Source material:
↓↓↓

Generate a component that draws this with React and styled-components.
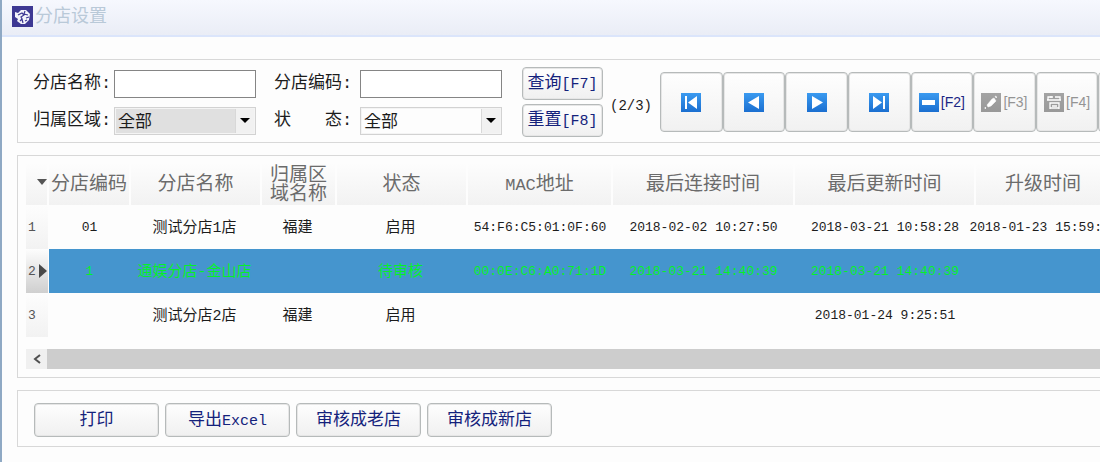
import React from "react";
import styled, { createGlobalStyle, css } from "styled-components";

const GlobalStyle = createGlobalStyle`
  * { box-sizing: border-box; }
  body {
    margin: 0;
    background: #fdfdfd;
    font-family: "Liberation Mono", "Noto Sans CJK SC", monospace;
    font-size: 17px;
    color: #1c1c1c;
  }
  button, input, select { font: inherit; color: inherit; margin: 0; }
`;

const Window = styled.div`
  min-height: 100vh;
  border-left: 2px solid #8fa9c4;
  overflow: hidden;
`;

const TitleBar = styled.header`
  display: flex;
  align-items: center;
  gap: 2px;
  height: 37px;
  padding: 0 10px 3px;
  background: linear-gradient(#f6f8fe, #eaedf6);
  border-bottom: 2px solid #dbe5fb;
`;

const Title = styled.h1`
  margin: 0;
  padding-top: 2px;
  font-size: 18px;
  line-height: 24px;
  font-weight: 400;
  color: #b9c9d8;
`;

const Content = styled.main`
  display: flex;
  flex-direction: column;
  gap: 12px;
  padding: 22px 0 15px 15px;
`;

const Panel = styled.section`
  border: 1px solid #d8d8d8;
  border-right: 0;
  overflow: hidden;
`;

const Toolbar = styled(Panel)`
  display: flex;
  align-items: center;
  padding: 7px 0 5px 15px;
`;

const Filters = styled.form`
  display: grid;
  flex: none;
  grid-template-columns: 81px 142px 18px 86px 142px;
  grid-auto-rows: 28px;
  row-gap: 9px;
`;

const Label = styled.label`
  grid-column: ${(p) => (p.$second ? 4 : 1)};
  line-height: 28px;
  white-space: nowrap;
`;

const TextField = styled.input`
  width: 100%;
  height: 28px;
  padding: 0 4px;
  background: #fff;
  border: 1px solid #858585;
  border-radius: 0;
`;

const SelectWrap = styled.div`
  display: grid;
  grid-template-columns: 1fr 20px;
  height: 28px;
  border: 1px solid #d2d2d2;
  background: #f1f1f1;
`;

const Select = styled.select`
  grid-area: 1 / 1 / 2 / 3;
  appearance: none;
  width: 100%;
  padding: 3px 22px 0 2px;
  border: 1px solid #f4f4f4;
  border-radius: 0;
  background: linear-gradient(to left, #f1f1f1 18px, #d8d8d8 18px, #d8d8d8 19px, ${(p) => (p.$shaded ? "#e0e0e0" : "#fdfdfd")} 19px);
`;

const Arrow = styled.svg`
  grid-area: 1 / 2;
  align-self: center;
  justify-self: center;
  pointer-events: none;
`;

const Button = styled.button`
  height: ${(p) => (p.$tall ? 34 : 33)}px;
  width: ${(p) => (p.$tall ? 125 : 81)}px;
  padding: 2px 0 0;
  border: 1px solid #b6baba;
  border-radius: 4px;
  background: linear-gradient(#fefefe, #f0f0f0);
  box-shadow: inset 0 0 0 1px #e6e6e6;
  color: #14227c;
  line-height: 24px;
  white-space: nowrap;
`;

const Latin = styled.span`
  font-size: 15px;
`;

const HeadLatin = styled.span`
  font-size: 17px;
`;

const ButtonStack = styled.div`
  display: flex;
  flex: none;
  flex-direction: column;
  gap: 4px;
  margin-left: 20px;
`;

const Counter = styled.output`
  flex: none;
  width: 57px;
  padding: 8px 0 0 7px;
  font-size: 14px;
`;

const Nav = styled.nav`
  display: grid;
  flex: none;
  grid-template-columns: repeat(8, 1fr);
  width: 501px;
`;

const NavButton = styled.button`
  display: flex;
  align-items: center;
  justify-content: center;
  gap: 2px;
  height: 60px;
  padding: 0;
  border: 1px solid #b6baba;
  border-radius: 4px;
  background: linear-gradient(#fefefe, #f1f1f1);
  box-shadow: inset 0 0 0 1px #e6e6e6;
  color: ${(p) => (p.disabled ? "#949494" : "#1a2684")};
  font-family: "Liberation Sans", sans-serif;
  font-size: 14px;
`;

const GridPanel = styled(Panel)`
  padding: 7px 0 8px 8px;
`;

const Table = styled.table`
  width: 1086px;
  table-layout: fixed;
  border-collapse: separate;
  border-spacing: 0;
`;

const HeadCell = styled.th`
  height: 42px;
  padding: 3px 0 0;
  border-right: 2px solid #fdfdfd;
  background: linear-gradient(#fdfdfd, #f2f2f2);
  color: #6b6b6b;
  font-size: 19px;
  line-height: 19px;
  font-weight: 400;
  text-align: center;

  svg { display: block; margin: 0 0 8px 11px; }
`;

const Wrapped = styled.span`
  display: block;
  width: 57px;
  margin: 0 auto;
`;

const Cell = styled.td`
  height: 44px;
  padding: ${(p) => (p.$code ? "2px 1px 0 0" : "4px 4px 0 0")};
  font-size: ${(p) => (p.$code ? 13 : 15)}px;
  line-height: 20px;
  ${(p) => p.$selected && css`background: #4595ce; color: #06f02a;`}
`;

const CellText = styled.div`
  display: flex;
  justify-content: center;
  white-space: pre;
`;

const RowHead = styled.th`
  padding: 0 0 0 2px;
  border-right: 1px solid #fdfdfd;
  background: linear-gradient(#fdfdfd, ${(p) => (p.$selected ? "#cfcfcf" : "#f2f2f2")});
  color: #555;
  font-size: 13px;
  font-weight: 400;
`;

const RowMark = styled.div`
  display: flex;
  align-items: center;
  gap: 3px;
`;

const ScrollBar = styled.div`
  display: flex;
  height: 20px;
  margin-top: 12px;
  background: #cdcdcd;
`;

const ScrollButton = styled.button`
  display: flex;
  align-items: center;
  justify-content: center;
  width: 21px;
  padding: 0;
  border: 0;
  background: #f0f0f0;
`;

const Actions = styled(Panel)`
  display: flex;
  gap: 6px;
  padding: 12px 0 9px 16px;
`;

function Logo() {
  return (
    <svg width="21" height="21" viewBox="0 0 21 21" aria-hidden="true">
      <rect width="21" height="21" fill="#3d3893" />
      <path d="M3 6l3 1 3-3 5 0 4 4-1 6-4 4H9l-4-3 1-2-3-2z" fill="#f4f4fb" />
      <path d="M6 9l4-2 2 2-3 2 1 2M13 5l-1 3 4 1M8 15l2-2 1 4M14 12l3-1M13 15l2-1" fill="none" stroke="#3d3893" strokeWidth="1.2" />
    </svg>
  );
}

function Down({ color = "#111", width = 10 }) {
  return (
    <svg width={width} height="6" viewBox="0 0 10 6" aria-hidden="true">
      <path d="M0 0h10L5 6z" fill={color} />
    </svg>
  );
}

const glyphs = {
  first: <path d="M4 3h2v13H4zM16 3v13L7 9.500z" fill="#fff" />,
  prev: <path d="M15 3v13L4 9.500z" fill="#fff" />,
  next: <path d="M5 3v13l11-6.500z" fill="#fff" />,
  last: <path d="M4 3v13l9-6.500zM14 3h2v13h-2z" fill="#fff" />,
  remove: <path d="M3 7h13v5H3z" fill="#fff" />,
  edit: <path d="M6 12l5-6 2-1 2 3-5 5-3 1zM14 3l2 1-1 1zM4 14l1 1-1 1z" fill="#fff" stroke="#fff" strokeWidth="0.500" />,
  save: <path d="M4 7V4h5M11 4h5v3M7 3v2M3 7h14M6 16V10h9v6M6 10h9M8 13h5M6 15h9" fill="none" stroke="#fff" strokeWidth="1.300" />,
};

function NavIcon({ name, muted }) {
  return (
    <svg width="20" height="19" viewBox="0 0 20 19" aria-hidden="true">
      <defs>
        <linearGradient id={`fill-${name}`} x1="0" y1="0" x2="0" y2="1">
          <stop offset="0" stopColor={muted ? "#a3a3a3" : "#3a9af0"} />
          <stop offset="1" stopColor={muted ? "#999" : "#1b6fd0"} />
        </linearGradient>
      </defs>
      <rect width="20" height="19" fill={`url(#fill-${name})`} />
      {glyphs[name]}
    </svg>
  );
}

function DropDown({ id, shaded }) {
  return (
    <SelectWrap>
      <Select id={id} $shaded={shaded} defaultValue="all">
        <option value="all">全部</option>
      </Select>
      <Arrow width="10" height="5" viewBox="0 0 10 5" aria-hidden="true">
        <path d="M0 0h10L5 5z" fill="#000" />
      </Arrow>
    </SelectWrap>
  );
}

const columnWidths = [23, 82, 131, 75, 131, 145, 182, 181, 136];

const rows = [
  ["01", "测试分店1店", "福建", "启用", "54:F6:C5:01:0F:60", "2018-02-02 10:27:50", "2018-03-21 10:58:28", "2018-01-23 15:59:10"],
  ["1", "通娱分店-金山店", "", "待审核", "00:0E:C6:A0:71:1D", "2018-03-21 14:40:39", "2018-03-21 14:40:39", ""],
  ["", "测试分店2店", "福建", "启用", "", "", "2018-01-24 9:25:51", ""],
];

const selectedRow = 1;
const isCode = (column) => column === 0 || column > 3;

export default function App() {
  return (
    <Window>
      <GlobalStyle />
      <TitleBar>
        <Logo />
        <Title>分店设置</Title>
      </TitleBar>
      <Content>
        <Toolbar>
          <Filters>
            <Label htmlFor="name">分店名称:</Label>
            <TextField id="name" />
            <Label $second htmlFor="code">分店编码:</Label>
            <TextField id="code" />
            <Label htmlFor="area">归属区域:</Label>
            <DropDown id="area" shaded />
            <Label $second htmlFor="state">状　　态:</Label>
            <DropDown id="state" />
          </Filters>
          <ButtonStack>
            <Button type="button">查询<Latin>[F7]</Latin></Button>
            <Button type="button">重置<Latin>[F8]</Latin></Button>
          </ButtonStack>
          <Counter>(2/3)</Counter>
          <Nav>
            <NavButton aria-label="首条"><NavIcon name="first" /></NavButton>
            <NavButton aria-label="上一条"><NavIcon name="prev" /></NavButton>
            <NavButton aria-label="下一条"><NavIcon name="next" /></NavButton>
            <NavButton aria-label="末条"><NavIcon name="last" /></NavButton>
            <NavButton><NavIcon name="remove" />[F2]</NavButton>
            <NavButton disabled><NavIcon name="edit" muted />[F3]</NavButton>
            <NavButton disabled><NavIcon name="save" muted />[F4]</NavButton>
            <NavButton aria-label="更多" />
          </Nav>
        </Toolbar>

        <GridPanel>
          <Table>
            <colgroup>
              {columnWidths.map((w, i) => <col key={i} width={w} />)}
            </colgroup>
            <thead>
              <tr>
                <HeadCell aria-label="行"><Down color="#555" /></HeadCell>
                <HeadCell>分店编码</HeadCell>
                <HeadCell>分店名称</HeadCell>
                <HeadCell><Wrapped>归属区域名称</Wrapped></HeadCell>
                <HeadCell>状态</HeadCell>
                <HeadCell><HeadLatin>MAC</HeadLatin>地址</HeadCell>
                <HeadCell>最后连接时间</HeadCell>
                <HeadCell>最后更新时间</HeadCell>
                <HeadCell>升级时间</HeadCell>
              </tr>
            </thead>
            <tbody>
              {rows.map((row, r) => (
                <tr key={r}>
                  <RowHead scope="row" $selected={r === selectedRow}>
                    <RowMark>
                      {r + 1}
                      {r === selectedRow && (
                        <svg width="8" height="14" viewBox="0 0 8 14" aria-hidden="true">
                          <path d="M0 0l8 7-8 7z" fill="#484848" />
                        </svg>
                      )}
                    </RowMark>
                  </RowHead>
                  {row.map((text, c) => (
                    <Cell key={c} $code={isCode(c)} $selected={r === selectedRow}>
                      <CellText>{text}</CellText>
                    </Cell>
                  ))}
                </tr>
              ))}
            </tbody>
          </Table>
          <ScrollBar>
            <ScrollButton aria-label="向左滚动">
              <svg width="8" height="10" viewBox="0 0 8 10" aria-hidden="true">
                <path d="M7 1L2 5l5 4" fill="none" stroke="#505050" strokeWidth="2" />
              </svg>
            </ScrollButton>
          </ScrollBar>
        </GridPanel>

        <Actions>
          <Button $tall>打印</Button>
          <Button $tall>导出<Latin>Excel</Latin></Button>
          <Button $tall>审核成老店</Button>
          <Button $tall>审核成新店</Button>
        </Actions>
      </Content>
    </Window>
  );
}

↑↑↑

Given request: Determine the number of lines in the data that contain "React" as a word or string, and state only that number.

Answer to this problem: 2